ACH president and Dubbo-based contractor Damien Talbot said handheld technology, as well as the NSW Rural Fire Service Grain Harvesting and Fire Safety Guide as the go-to for his home state, has provided a new degree of autonomy.
“No-one tells you when to stop any more; it’s up to you,” Mr Talbot said.
“Some states used to call a total fire ban because the wind speed was going to be up.
“Now it has a lot to do with common sense, and knowing when you should pull up.”
The NSWRFS guide includes a table which shows the maximum wind speeds at which headers can keep rolling based on temperature and relative humidity.
It is available for header owners to print and display within the cab.
“I have one in every machine, and if the wind starts picking up, we stop.”
“It’s the only way you can cover yourself with insurance.”
Header read-outs and data available on mobile phones round out what is needed by harvesters to monitor conditions to ensure fire risk is minimised.
The Victorian Farmers Federation and Victoria’s Country Fire Authority have likewise come up with a similar easy-to-read table as part of the state’s voluntary guidelines.
Sources have told Grain Central that Western Australia, where some devastating fires have occurred in the Wheatbelt in recent years, is still grappling with how to use the index.

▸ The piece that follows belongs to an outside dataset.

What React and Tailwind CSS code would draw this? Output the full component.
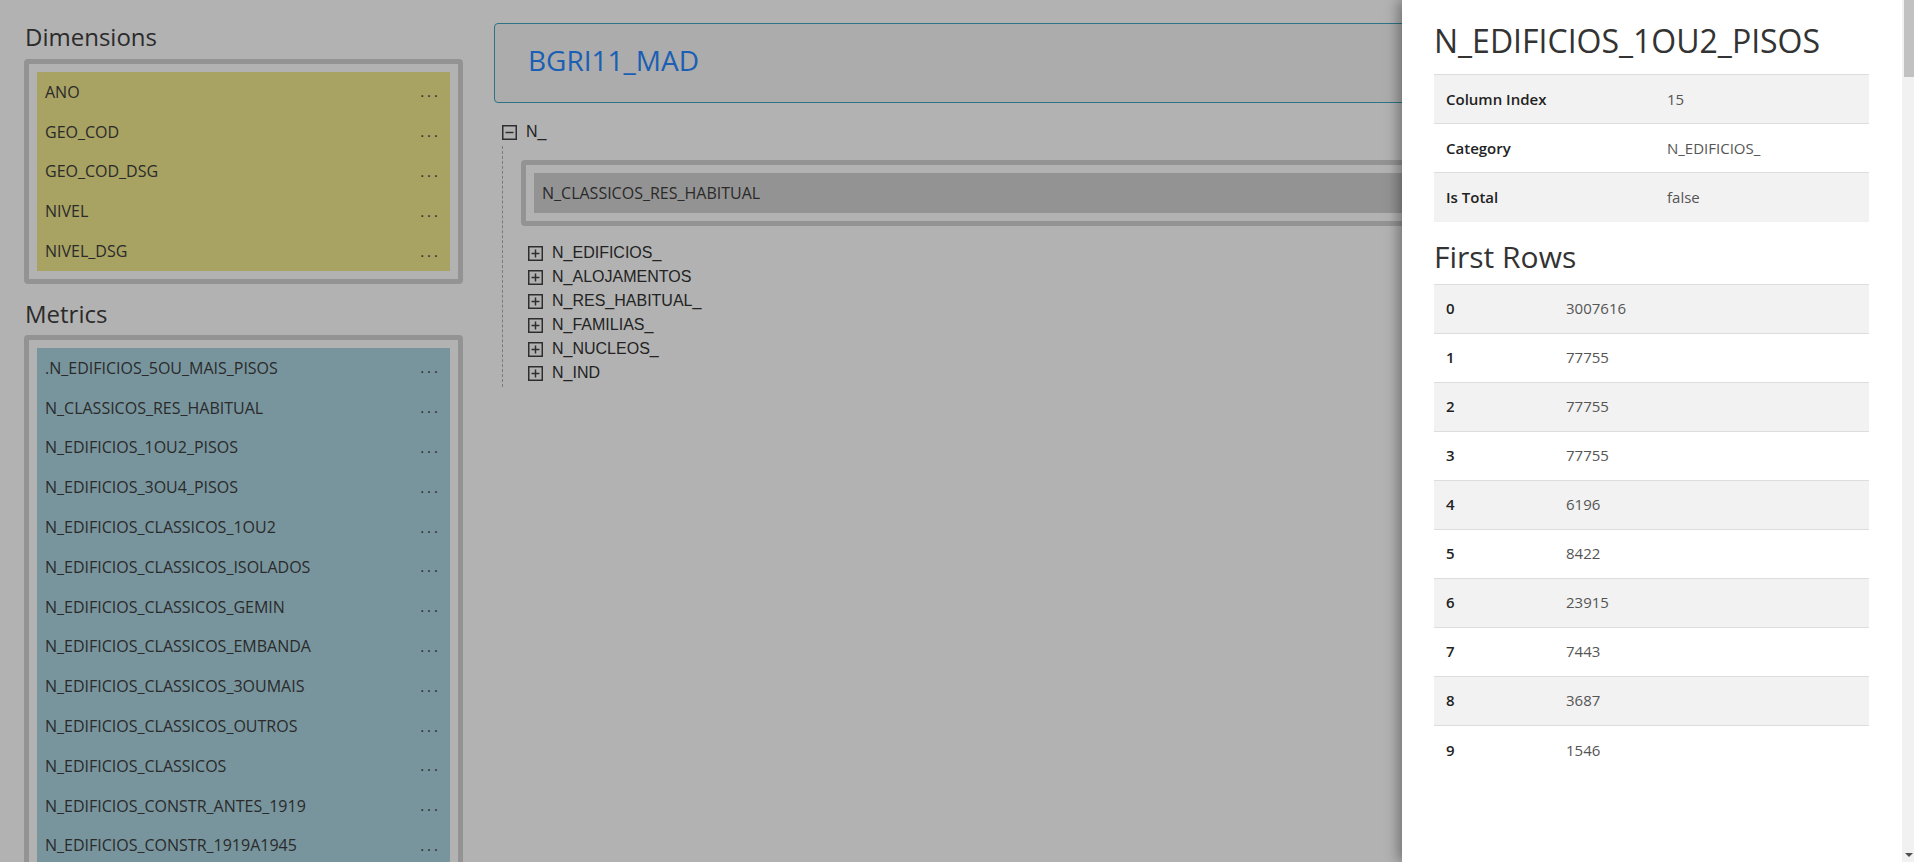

“There are some really high levels of concern out of WA that the new arrangements aren’t working for them,” one source said.
The WA Department of Fire and Emergency Services was contacted for comment.
Consultation under way in SA
Discussions are under way in South Australia to determine a workable cease-harvest index number by mid-year in order to have all stakeholders on board ahead of the start of this year’s grain harvest.
This follows the transition from the Grain Fire Danger Index (GFDI) to the new Fire Behaviour Index (FBI) which had a soft roll-out last harvest in SA when the new national rating system came into effect.
“We’re meeting fortnightly to make sure we land agreement by the middle of the year,” SA Country Fire Service director of strategic operations Brenton Hastie said.
“Many of our volunteers are also farmers, so that makes the stakeholder consultation easier,” Mr Hastie said.
Discussions started ahead of the 2022-23 harvest, and are taking place within the Grain Harvesting Code of Practice Review Working Group.
This is chaired by former SA politician and agripolitician Rob Kerin, and includes representatives from Grain Producers SA, SACFS, SA Police, and Primary Industries and Resources SA.
In August 2022, GPSA was informed about a change in the GFDI cease-harvest index figure of 35 to the new FBI cease-harvest figure of 40.
“We have been seeking a resolution based on consistency with past practices from the SACFS,” Grain Producers SA chief executive officer Brad Perry said in a statement issued earlier this month.
GPSA sought and was granted a delay in the roll-out of the FBI cease-harvest number last season.
“The working group is now exploring the assumptions behind the new FBI model and providing on-the-ground data to ensure a feasible working outcome for producers is reached.
“At the first meeting, the working group agreed the cease-harvest threshold must strike the right balance between managing the risk of fire and the operating requirements of grain harvesters.
“Farmers do not want to put their property, or their neighbouring properties, at risk.
“However, dry and hot conditions, which can be high risk for fire, are normal operating conditions for harvesting in Australian summers.”
Mr Perry said it was acknowledged that the transition from GFDI to FBI had not gone smoothly.
“There is a need to review the threshold to ensure that the new approach is consistent and appropriate.”
Mr Hastie said the FBI was based on new and improved science, and a more complex formula that reflects findings from the latest research on grassfire behaviour.
That includes the type and size of fuel loads, but sources have said the relationship between grain yields and stubble loads can throw a curved ball into the mix that generates an index figure.
“We learnt from last fire season that having bigger loads makes it more sensitive.”